After the military coup in 1960, Turan was arrested and kept in prison with other DP members in Yassıada for 16 months. He was eventually acquitted on all charges. Although he applied to his previous position at the history department with two separate petitions, Mustafa Akdağ, who was a leftist historian and the dean of the faculty, rejected his application.
Therefore, Turan decided to join the Justice Party (AP), and was elected a member of Parliament in the 1965 election. However, he had conflicts with Süleyman Demirel, the chairman of the AP, and was dismissed from the party in 1967.

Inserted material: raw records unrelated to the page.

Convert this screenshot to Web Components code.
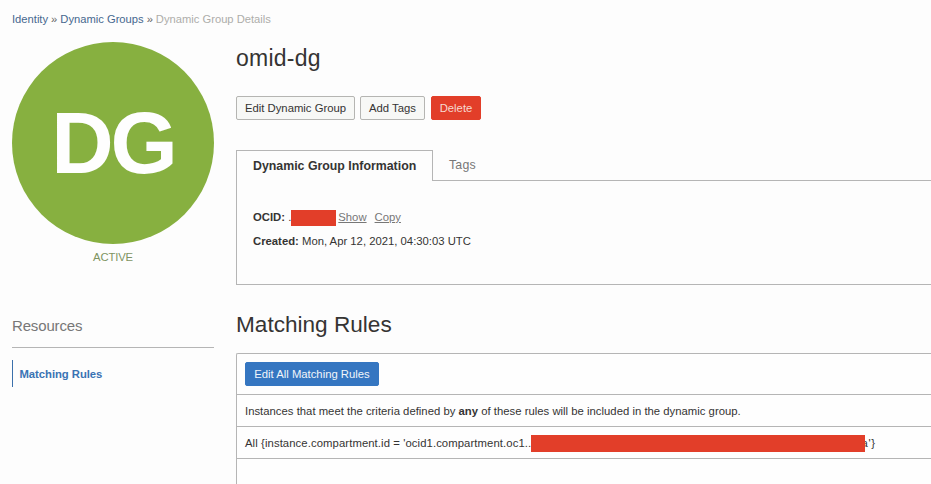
<!DOCTYPE html>
<html lang="en">
<head>
<meta charset="utf-8">
<title>Dynamic Group Details</title>
<style>
html,body{margin:0;height:484px;overflow:hidden;background:#fdfdfd}
body{font:11.3px/16px "Liberation Sans",Arial,sans-serif;color:#353433}
</style>
</head>
<body>
<dg-page></dg-page>
<script>
function define(name, html) {
  const t = document.createElement('template');
  t.innerHTML = html;
  customElements.define(name, class extends HTMLElement {
    constructor() {
      super();
      this.attachShadow({mode: 'open'}).appendChild(t.content.cloneNode(true));
    }
  });
}

define('dg-button', `<style>
:host{display:flex;box-sizing:border-box;height:24px;align-items:center;justify-content:center;border:1px solid #b5b5b2;border-radius:2px;background:#f7f8f6;color:#353433;white-space:nowrap}
:host([kind=danger]){background:#e23e29;border-color:#e23e29;color:#f6d9d0}
:host([kind=primary]){background:#3576c1;border-color:#3576c1;color:#f0f5fa}
</style><slot></slot>`);

define('dg-redaction', `<style>
:host{display:block;flex:none;background:#e23e29}
</style>`);

define('dg-breadcrumbs', `<style>
:host{display:flex;gap:3px;padding:11px 0 0 12px;height:16px;font-size:11.2px;white-space:nowrap;color:#666}
a{color:#46688f}
.last{color:#adadaa}
</style><a>Identity</a><span>»</span><a>Dynamic Groups</a><span>»</span><span class="last">Dynamic Group Details</span>`);

define('dg-sidebar', `<style>
:host{display:block;width:202px}
.disc{width:202px;height:202px;border-radius:50%;background:#87b040;color:#fefefe;display:flex;align-items:center;justify-content:center;font-weight:bold;font-size:86.5px;line-height:202px;letter-spacing:-3px}
.state{text-align:center;color:#7f9461;margin-top:5px;letter-spacing:-.15px}
.heading{margin-top:51px;padding-bottom:11px;height:20px;line-height:20px;font-size:15px;letter-spacing:-.15px;color:#777;border-bottom:1px solid #b5b5b5}
.item{margin-top:12px;height:27px;line-height:28px;box-sizing:border-box;border-left:1px solid #3b70ab;padding-left:6.5px;font-weight:bold;color:#3a73b4;letter-spacing:-.05px}
</style>
<div class="disc"><span>DG</span></div>
<div class="state"><span>ACTIVE</span></div>
<div class="heading"><span>Resources</span></div>
<div class="item"><span>Matching Rules</span></div>`);

define('dg-tabs', `<style>
:host{display:block;height:135px;box-sizing:border-box;border-bottom:1px solid #b5b5b5;border-left:1px solid #b5b5b5}
.bar{display:flex;height:31px;font-size:12.35px}
.on{box-sizing:border-box;width:196px;border-top:1px solid #b5b5b5;border-right:1px solid #b5b5b5;padding-left:16px;line-height:30px;font-weight:bold}
.off{box-sizing:border-box;flex:1;border-bottom:1px solid #b5b5b5;padding-left:16px;line-height:30px;color:#777;letter-spacing:.2px}
</style>
<div class="bar"><div class="on"><span>Dynamic Group Information</span></div><div class="off"><span>Tags</span></div></div>
<slot></slot>`);

define('dg-info', `<style>
:host{display:block;padding:24px 0 0 16px;white-space:nowrap}
div{display:flex;height:24px;line-height:24px}
dg-redaction{width:45px;height:16px;margin-top:5px}
a{color:#777;text-decoration:underline}
.show{margin-left:2px}.copy{margin-left:8px}
</style>
<div><b>OCID:</b><span>&nbsp;.</span><dg-redaction></dg-redaction><a class="show">Show</a><a class="copy">Copy</a></div>
<div><b>Created:</b><span>&nbsp;Mon, Apr 12, 2021, 04:30:03 UTC</span></div>`);

define('dg-rules', `<style>
:host{display:block;height:131px;border:1px solid #b5b5b5;border-width:1px 0 0 1px;border-top-left-radius:2px;background:#fefefe;white-space:nowrap}
div{display:flex;align-items:center;padding-left:8px;height:31px;border-bottom:1px solid #b5b5b5}
.actions{height:40px}
dg-button{width:134px}
dg-redaction{width:334px;height:17px;margin-top:1px;z-index:1}
.summary{letter-spacing:.015px}
.rule{letter-spacing:.09px;width:286px}
.tail{margin-left:-3.5px;letter-spacing:.6px}
</style>
<div class="actions"><dg-button kind="primary"><span>Edit All Matching Rules</span></dg-button></div>
<div><span class="summary">Instances that meet the criteria defined by <b>any</b> of these rules will be included in the dynamic group.</span></div>
<div><span class="rule">All {instance.compartment.id = 'ocid1.compartment.oc1..</span><dg-redaction></dg-redaction><span class="tail">a'}</span></div>`);

define('dg-page', `<style>
:host{display:block;width:931px;height:484px;overflow:hidden}
.cols{display:grid;grid-template-columns:202px 1fr;column-gap:22px;padding:15px 0 0 12px}
h1,h2{margin:0;font-weight:normal;font-size:23px;line-height:32px;height:32px}
h1{letter-spacing:.25px}
.buttons{display:flex;margin-top:22px}
dg-tabs{margin-top:30px}
h2{margin-top:24px;font-size:22.6px}
dg-rules{margin-top:12px}
.b1{width:119px}.b2{width:65px;margin-left:5px}.b3{width:50px;margin-left:6px}
</style>
<dg-breadcrumbs></dg-breadcrumbs>
<div class="cols">
<dg-sidebar></dg-sidebar>
<main>
<h1><span>omid-dg</span></h1>
<div class="buttons"><dg-button class="b1"><span>Edit Dynamic Group</span></dg-button><dg-button class="b2"><span>Add Tags</span></dg-button><dg-button class="b3" kind="danger"><span>Delete</span></dg-button></div>
<dg-tabs><dg-info></dg-info></dg-tabs>
<h2><span>Matching Rules</span></h2>
<dg-rules></dg-rules>
</main>
</div>`);
</script>
</body>
</html>
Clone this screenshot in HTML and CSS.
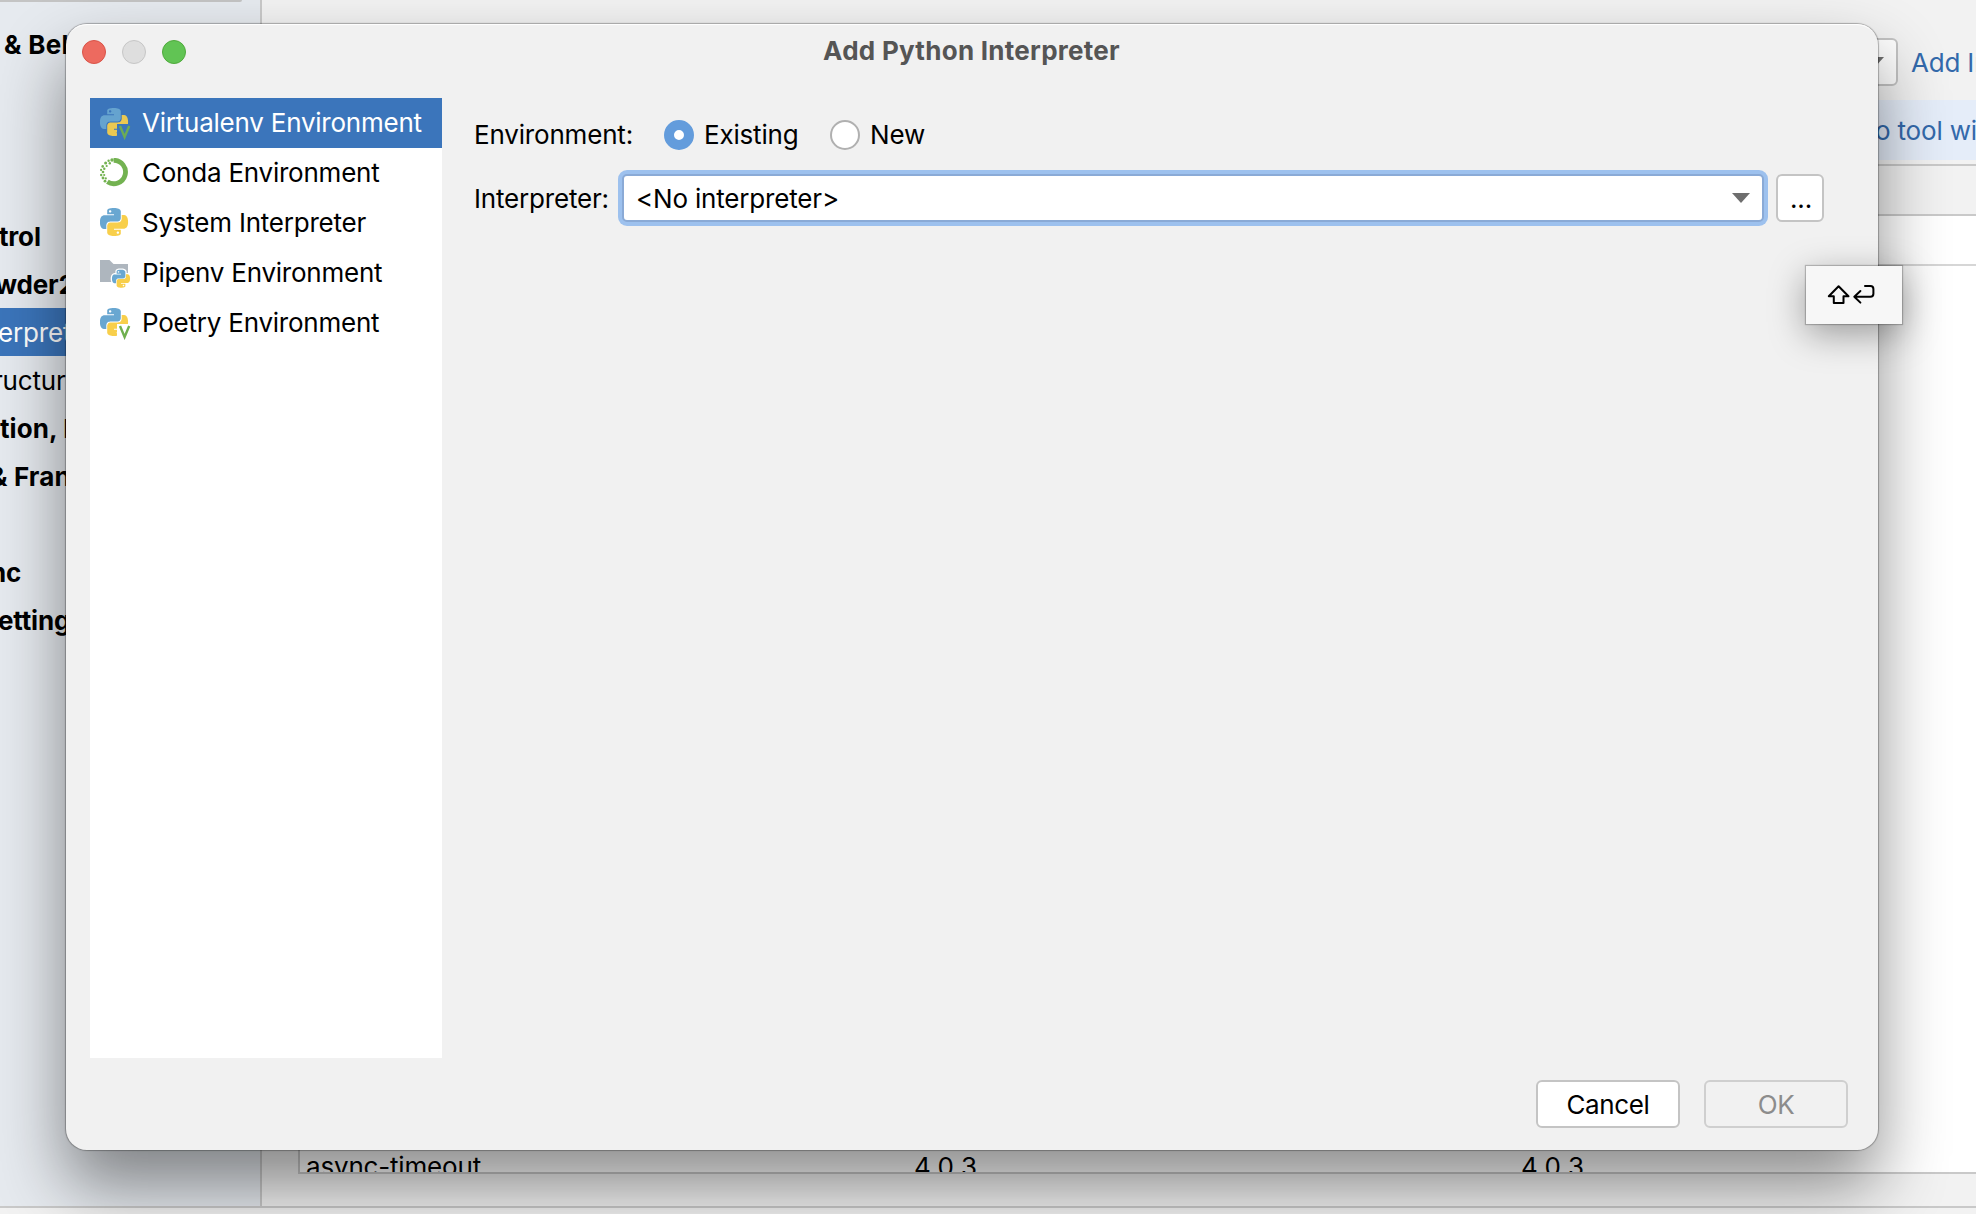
FILE: index.html
```html
<!DOCTYPE html>
<html lang="en">
<head>
<meta charset="utf-8">
<title>Add Python Interpreter</title>
<link rel="stylesheet" href="styles.css">
</head>
<body>
<svg class="defs" aria-hidden="true">
  <defs>
    <path id="snake" d="M14.25.18l.9.2.73.26.59.3.45.32.34.34.25.34.16.33.1.3.04.26.02.2-.01.13V8.5l-.05.63-.13.55-.21.46-.26.38-.3.31-.33.25-.35.19-.35.14-.33.1-.3.07-.26.04-.21.02H8.77l-.69.05-.59.14-.5.22-.41.27-.33.32-.27.35-.2.36-.15.37-.1.35-.07.32-.04.27-.02.21v3.06H3.17l-.21-.03-.28-.07-.32-.12-.35-.18-.36-.26-.36-.36-.35-.46-.32-.59-.28-.73-.21-.88-.14-1.05-.05-1.23.06-1.22.16-1.04.24-.87.32-.71.36-.57.4-.44.42-.33.42-.24.4-.16.36-.1.32-.05.24-.01h.16l.06.01h8.16v-.83H6.18l-.01-2.75-.02-.37.05-.34.11-.31.17-.28.25-.26.31-.23.38-.2.44-.18.51-.15.58-.12.64-.1.71-.06.77-.04.84-.02 1.27.05zm-6.3 1.98l-.23.33-.08.41.08.41.23.34.33.22.41.09.41-.09.33-.22.23-.34.08-.41-.08-.41-.23-.33-.33-.22-.41-.09-.41.09z"/>
    <g id="python">
      <use href="#snake" class="blue"/>
      <use href="#snake" class="yellow" transform="rotate(180 12 12)"/>
    </g>
    <clipPath id="badge-cut"><path d="M0 0H30V16H17V28H0z"/></clipPath>
    <g id="venv">
      <g clip-path="url(#badge-cut)"><use href="#python" transform="scale(1.1667)"/></g>
      <path d="M20 18L24.6 29L29.2 18" class="vee"/>
    </g>
  </defs>
</svg>

<div class="settings">
  <div class="columns">
    <aside class="sidebar">
      <div class="search"></div>
      <div class="node bold n-behavior">&amp; Beh</div>
      <div class="node"></div>
      <div class="node"></div>
      <div class="node"></div>
      <div class="node bold n-control">trol</div>
      <div class="node bold n-project">wder2</div>
      <div class="node active n-interpreter">erpret</div>
      <div class="node n-structure">ructur</div>
      <div class="node bold n-execution">tion, D</div>
      <div class="node bold n-frameworks">&amp; Fran</div>
      <div class="node"></div>
      <div class="node bold n-sync">nc</div>
      <div class="node bold n-settings">etting</div>
    </aside>
    <main class="content">
      <div class="picker">
        <div class="picker-combo"><svg width="18" height="10"><path d="M0 0H18L9 10z" fill="#6e6e6e"/></svg></div>
        <span class="link">Add In</span>
      </div>
      <div class="banner">o tool wi</div>
      <div class="table">
        <div class="table-head"></div>
        <div class="table-row first"></div>
        <div class="table-space"></div>
        <div class="table-row last"><span>async-timeout</span><span class="version">4.0.3</span><span class="version">4.0.3</span></div>
      </div>
    </main>
  </div>
  <div class="footer"></div>
</div>

<div class="dialog">
  <header class="titlebar">
    <div class="lights"><i class="red"></i><i class="gray"></i><i class="green"></i></div>
    <h1>Add Python Interpreter</h1>
  </header>
  <div class="body">
    <ul class="kinds">
      <li class="selected"><svg class="icon" viewBox="0 0 32 32"><use href="#venv"/></svg>Virtualenv Environment</li>
      <li><svg class="icon" viewBox="0 0 32 32">
        <path d="M13.6 2.3A11.7 11.7 0 1 1 7.4 23.8" fill="none" stroke="#73b251" stroke-width="4.8"/>
        <g fill="#73b251"><circle cx="12" cy="2" r="1.7"/><circle cx="8.6" cy="2.8" r="1.2"/><circle cx="9.8" cy="5.2" r="1.2"/><circle cx="5.6" cy="5" r="1.5"/><circle cx="6.7" cy="8" r="1.1"/><circle cx="2.7" cy="8.4" r="1.3"/><circle cx="4.3" cy="10.8" r="1.2"/><circle cx="1.1" cy="11.9" r="1.1"/><circle cx="3" cy="14" r="1.3"/><circle cx="1.2" cy="17" r="1.2"/><circle cx="4.2" cy="17" r="1.1"/><circle cx="3" cy="20" r="1.4"/><circle cx="5.8" cy="20.4" r="1.1"/><circle cx="5" cy="23.2" r="1.4"/></g>
      </svg>Conda Environment</li>
      <li><svg class="icon" viewBox="0 0 32 32"><use href="#python" transform="scale(1.1667)"/></svg>System Interpreter</li>
      <li><svg class="icon" viewBox="0 0 32 32">
        <path d="M0 2H9.5L13.5 6H28V24H0z" fill="#aeb6be"/>
        <g transform="translate(12 11.7) scale(.75)"><g class="halo"><use href="#snake"/><use href="#snake" transform="rotate(180 12 12)"/></g><use href="#python"/></g>
      </svg>Pipenv Environment</li>
      <li><svg class="icon" viewBox="0 0 32 32"><use href="#venv"/></svg>Poetry Environment</li>
    </ul>
    <div class="form">
      <div class="row env">
        <span class="label">Environment:</span>
        <span class="radio on"></span><span class="existing">Existing</span>
        <span class="radio"></span><span class="new">New</span>
      </div>
      <div class="row interp">
        <span class="label">Interpreter:</span>
        <div class="combo"><span>&lt;No interpreter&gt;</span><svg width="18" height="10"><path d="M0 0H18L9 10z" fill="#6e6e6e"/></svg></div>
        <button class="more">...</button>
      </div>
    </div>
  </div>
  <footer class="buttons"><button>Cancel</button><button disabled>OK</button></footer>
</div>

<div class="tooltip">
  <svg width="50" height="22" viewBox="0 0 50 22" fill="none" stroke="#000" stroke-width="2" stroke-linejoin="round" stroke-linecap="round">
    <path d="M11.6 2.2L21.5 12.2H16.5V19H6.8V12.2H1.8z"/>
    <path d="M38 2H43.4Q46.4 2 46.4 5V9.8Q46.4 12.8 43.4 12.8H27.3M33.4 7L27.3 12.8L33.4 18.6"/>
  </svg>
</div>
</body>
</html>
```
FILE: styles.css
```css
* { box-sizing: border-box; }
body {
  margin: 0;
  width: 1976px;
  height: 1214px;
  overflow: hidden;
  position: relative;
  font: 400 26px/32px Inter, "Liberation Sans", sans-serif;
  letter-spacing: -0.18px;
  color: #000;
}
.defs { position: absolute; width: 0; height: 0; }
.blue { fill: #69a7d1; }
.yellow { fill: #f8cf4b; }
.vee { fill: none; stroke: #6fb04f; stroke-width: 2.4; }

/* Settings window behind the dialog */
.settings { height: 1214px; display: flex; flex-direction: column; background: #f2f2f2; }
.columns { height: 1206px; display: flex; }
.footer { flex: 1; border-top: 2px solid #c9c9c9; }
.sidebar { width: 262px; background: #e6eaef; border-right: 2px solid #c9c9c9; overflow: hidden; }
.search { height: 2px; width: 242px; margin-bottom: 18px; background: #c4c4c4; border-bottom-right-radius: 3px; }
.node { height: 48px; line-height: 50px; white-space: nowrap; }
.bold { font-weight: 700; }
.active { background: #3b75bb; color: #fff; }
.n-behavior { padding-left: 4px; letter-spacing: .3px; }
.n-control { text-indent: -1px; }
.n-project { text-indent: -5px; }
.n-interpreter { text-indent: -2px; }
.n-structure { text-indent: -7px; }
.n-execution { text-indent: 0; letter-spacing: .1px; }
.n-frameworks { text-indent: -10px; letter-spacing: .15px; }
.n-sync { text-indent: -10px; }
.n-settings { text-indent: -2px; }

.content { flex: 1; min-width: 0; overflow: hidden; padding-top: 38px; white-space: nowrap; }
.picker { display: flex; height: 48px; align-items: center; gap: 13px; color: #3369ab; }
.picker-combo {
  flex: none; width: 1336px; height: 48px; margin-left: 300px;
  display: flex; align-items: center; justify-content: flex-end; padding-right: 12px;
  border: 2px solid #c4c4c4; border-radius: 6px; background: #fff;
}
.link { padding-top: 2px; }
.banner { margin-top: 14px; height: 60px; line-height: 61px; padding-left: 1613px; background: #e5edf9; color: #3369ab; }
.table { margin: 4px 0 0 36px; height: 1010px; border: solid #c9c9c9; border-width: 2px 0 2px 2px; background: #fff; display: flex; flex-direction: column; overflow: hidden; }
.table-head { height: 50px; background: #f2f2f2; border-bottom: 2px solid #c9c9c9; }
.table-row.first { height: 50px; border-bottom: 2px solid #d6d6d6; }
.table-space { height: 885px; flex: none; }
.table-row.last { height: 21px; line-height: 32px; display: grid; grid-template-columns: 608px 607px 1fr; padding-left: 6px; overflow: hidden; }
.version { letter-spacing: .4px; }

/* Dialog */
.dialog {
  position: absolute; left: 66px; top: 24px; width: 1812px; height: 1126px;
  display: flex; flex-direction: column;
  background: #f1f1f1; border-radius: 21px;
  box-shadow: 0 0 1px 1px rgba(0,0,0,.28), 0 36px 68px rgba(0,0,0,.45), inset 0 2px 1px -1px #fff;
}
.titlebar { height: 74px; display: grid; grid-template-columns: 200px 1fr 200px; padding: 0 0 0 16px; }
.lights { display: flex; gap: 16px; padding-top: 16px; }
.lights i { width: 24px; height: 24px; border-radius: 50%; border: 1px solid; }
.lights .red { background: #ed6a5f; border-color: #d95348; }
.lights .gray { background: #dedede; border-color: #c6c6c6; }
.lights .green { background: #61c454; border-color: #4faa3c; }
.titlebar h1 { margin: 10px 0 0; padding-right: 17px; font-size: 26px; line-height: 33px; font-weight: 700; letter-spacing: .27px; color: #555; text-align: center; }
.body { height: 960px; display: flex; padding-left: 24px; }
.kinds { margin: 0; padding: 0; width: 352px; background: #fff; list-style: none; letter-spacing: -.23px; }
.kinds li { height: 50px; display: flex; align-items: center; gap: 10px; padding-left: 10px; white-space: nowrap; }
.kinds .selected { background: #3b75bb; color: #fff; }
.selected .icon { opacity: .93; }
.icon { width: 32px; height: 32px; margin-top: 2px; flex: none; }
.halo { fill: #fff; stroke: #fff; stroke-width: 3.4; stroke-linejoin: round; }
.form { flex: 1; padding-left: 32px; }
.row { display: flex; align-items: center; }
.env { padding-top: 20px; height: 72px; padding-bottom: 20px; }
.label, .existing, .new, .combo span { padding-top: 2px; }
.env .label { width: 190px; }
.radio { width: 30px; height: 30px; margin: 2px 10px 0 0; border: 2px solid #b0b0b0; border-radius: 50%; background: #fff; }
.radio.on { border: 10px solid #639cdc; }
.existing { width: 126px; }
.interp { height: 56px; }
.interp .label { width: 148px; }
.combo {
  width: 1142px; height: 48px; padding: 0 12px;
  display: flex; align-items: center; justify-content: space-between;
  background: #fff; border: 2px solid #8aaad6; border-radius: 5px; box-shadow: 0 0 0 4px #9dc1ee;
}
button { font: inherit; letter-spacing: inherit; color: #000; padding: 2px 0 0; height: 48px; border: 2px solid #c4c4c4; border-radius: 6px; background: #fff; }
.more { width: 48px; margin-left: 12px; padding-left: 2px; }
.buttons { display: flex; justify-content: flex-end; gap: 24px; padding: 22px 30px 0 0; }
.buttons button { width: 144px; letter-spacing: -.35px; }
button:disabled { background: #f1f1f1; border-color: #cfcfcf; color: #8c8c8c; }

.tooltip {
  position: absolute; left: 1806px; top: 266px; width: 96px; height: 58px;
  padding: 18px 0 0 21px; background: #f7f7f7;
  box-shadow: 0 0 1px 1px rgba(0,0,0,.22), 0 10px 36px rgba(0,0,0,.36);
}
.tooltip svg { display: block; }
```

Turan was not admitted to the history department after he left politics. So, he decided to retire completely in 1972. Unfortunately, the Turkish History Institution canceled Turan's full membership, which was obviously a political decision, which affected him very much and has been seen as an epic failure of the Institution.
Turan fully devoted himself to intellectual and academic works after leaving politics. He wrote most of his masterpieces from 1965 until his death in 1978. His most cited works include the "Selçuklular Tarihi ve Türk-İslam Medeniyeti" (the Seljuk History and Turkish-Islamic Civilization; 1965), "Türk Cihan Hakimiyeti Mefkuresi Tarihi" (the History of the Idea of Turkish World Sovereignty; 1969), "Selçuklular ve İslamiyet" (the Seljuks and Islam; 1971), "Doğu Anadolu Türk Devletleri Tarihi" (the History of Turkic States in Eastern Anatolia; 1973) and "Türkler Anadolu'da" (Turks in Anatolia; 1973).
"The History of the Idea of Turkish World Sovereignty" is the most outstanding work of Professor Turan. In this volume, Turan examines the history of ruling culture and the idea of sovereignty from the proto-Turks to the Ottoman State.
Osman Turan died of cerebral hemorrhage on Jan. 17, 1978. He was known as a humble and polite personality. He showed a steady attitude during scientific discussions and was a very hard-working scholar.